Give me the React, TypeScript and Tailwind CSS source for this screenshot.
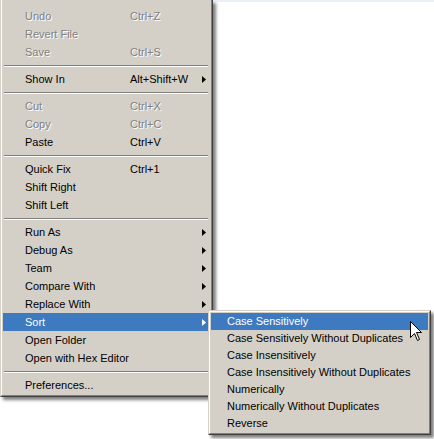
import React from "react";

type Item =
	| { sep: true }
	| { sep?: false; label: string; key?: string; disabled?: boolean; sub?: boolean; active?: boolean };

const mainItems: Item[] = [
	{ label: "Undo", key: "Ctrl+Z", disabled: true },
	{ label: "Revert File", disabled: true },
	{ label: "Save", key: "Ctrl+S", disabled: true },
	{ sep: true },
	{ label: "Show In", key: "Alt+Shift+W", sub: true },
	{ sep: true },
	{ label: "Cut", key: "Ctrl+X", disabled: true },
	{ label: "Copy", key: "Ctrl+C", disabled: true },
	{ label: "Paste", key: "Ctrl+V" },
	{ sep: true },
	{ label: "Quick Fix", key: "Ctrl+1" },
	{ label: "Shift Right" },
	{ label: "Shift Left" },
	{ sep: true },
	{ label: "Run As", sub: true },
	{ label: "Debug As", sub: true },
	{ label: "Team", sub: true },
	{ label: "Compare With", sub: true },
	{ label: "Replace With", sub: true },
	{ label: "Sort", sub: true, active: true },
	{ label: "Open Folder" },
	{ label: "Open with Hex Editor" },
	{ sep: true },
	{ label: "Preferences..." },
];

const sortItems = [
	"Case Sensitively",
	"Case Sensitively Without Duplicates",
	"Case Insensitively",
	"Case Insensitively Without Duplicates",
	"Numerically",
	"Numerically Without Duplicates",
	"Reverse",
];

const Arrow = ({ white }: { white?: boolean }) => (
	<svg width="4" height="7" viewBox="0 0 4 7" className="block">
		<polygon points="0,0 4,3.5 0,7" fill={white ? "#ffffff" : "#000000"} />
	</svg>
);

const Separator = () => (
	<div className="h-[9px] flex flex-col justify-center px-[1px]">
		<div className="h-px bg-[#808080]" />
		<div className="h-px bg-white" />
	</div>
);

const MenuRow = ({ item }: { item: Extract<Item, { label: string }> }) => {
	const dim = "text-[#808080] text-shadow-[1px_1px_0_#ffffff]";
	return (
		<div
			className={
				"h-[18px] flex items-center pl-[22px] pr-[3px] " +
				(item.active ? "bg-[#3d7abf] text-white" : item.disabled ? dim : "text-black")
			}
		>
			<span className="w-[105px] whitespace-nowrap">{item.label}</span>
			<span className="flex-1 whitespace-nowrap">{item.key}</span>
			{item.sub && <Arrow white={item.active} />}
		</div>
	);
};

export default function App() {
	return (
		<div
			className="relative w-[434px] h-[439px] overflow-hidden bg-[linear-gradient(to_bottom,#eaf1fb_2px,#ffffff_2px)] text-[11px] leading-none"
			style={{ fontFamily: '"Liberation Sans", Arial, sans-serif' }}
		>
			{/* main context menu */}
			<div className="w-[213px] bg-[#d4d0c8] border-l border-r border-b border-l-[#d4d0c8] border-r-[#404040] border-b-[#404040] shadow-[3px_3px_3px_rgba(0,0,0,0.5)]">
				<div className="border-l border-r border-b border-l-white border-r-[#808080] border-b-[#808080] pt-[7px] pb-px pl-px pr-[2px]">
					{mainItems.map((item, i) =>
						item.sep ? <Separator key={i} /> : <MenuRow key={i} item={item} />
					)}
				</div>
			</div>

			{/* Sort submenu */}
			<div className="absolute left-[208px] top-[310px] w-[223px] bg-[#d4d0c8] border border-t-[#d4d0c8] border-l-[#d4d0c8] border-r-[#404040] border-b-[#404040] shadow-[3px_3px_3px_rgba(0,0,0,0.5)]">
				<div className="border border-t-white border-l-white border-r-[#808080] border-b-[#808080] p-px">
					{sortItems.map((label, i) => (
						<div
							key={label}
							className={
								"h-[17px] flex items-center pl-[16px] whitespace-nowrap " +
								(i === 0 ? "bg-[#3d7abf] text-white" : "text-black")
							}
						>
							{label}
						</div>
					))}
				</div>
			</div>

			{/* mouse pointer */}
			<svg className="absolute left-[410px] top-[321px]" width="13" height="21" viewBox="0 0 13 21">
				<path
					d="M0.5 0.5 L0.5 16.5 L4.5 12.5 L7.5 19.5 L9.5 18.5 L6.5 11.5 L11.5 11.5 Z"
					fill="#ffffff"
					stroke="#000000"
					strokeWidth="1"
					strokeLinejoin="miter"
				/>
			</svg>
		</div>
	);
}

____

Looking at the data above, show all lines where the word "React" occurs.

Give me the React, TypeScript and Tailwind CSS source for this screenshot.
import React from "react";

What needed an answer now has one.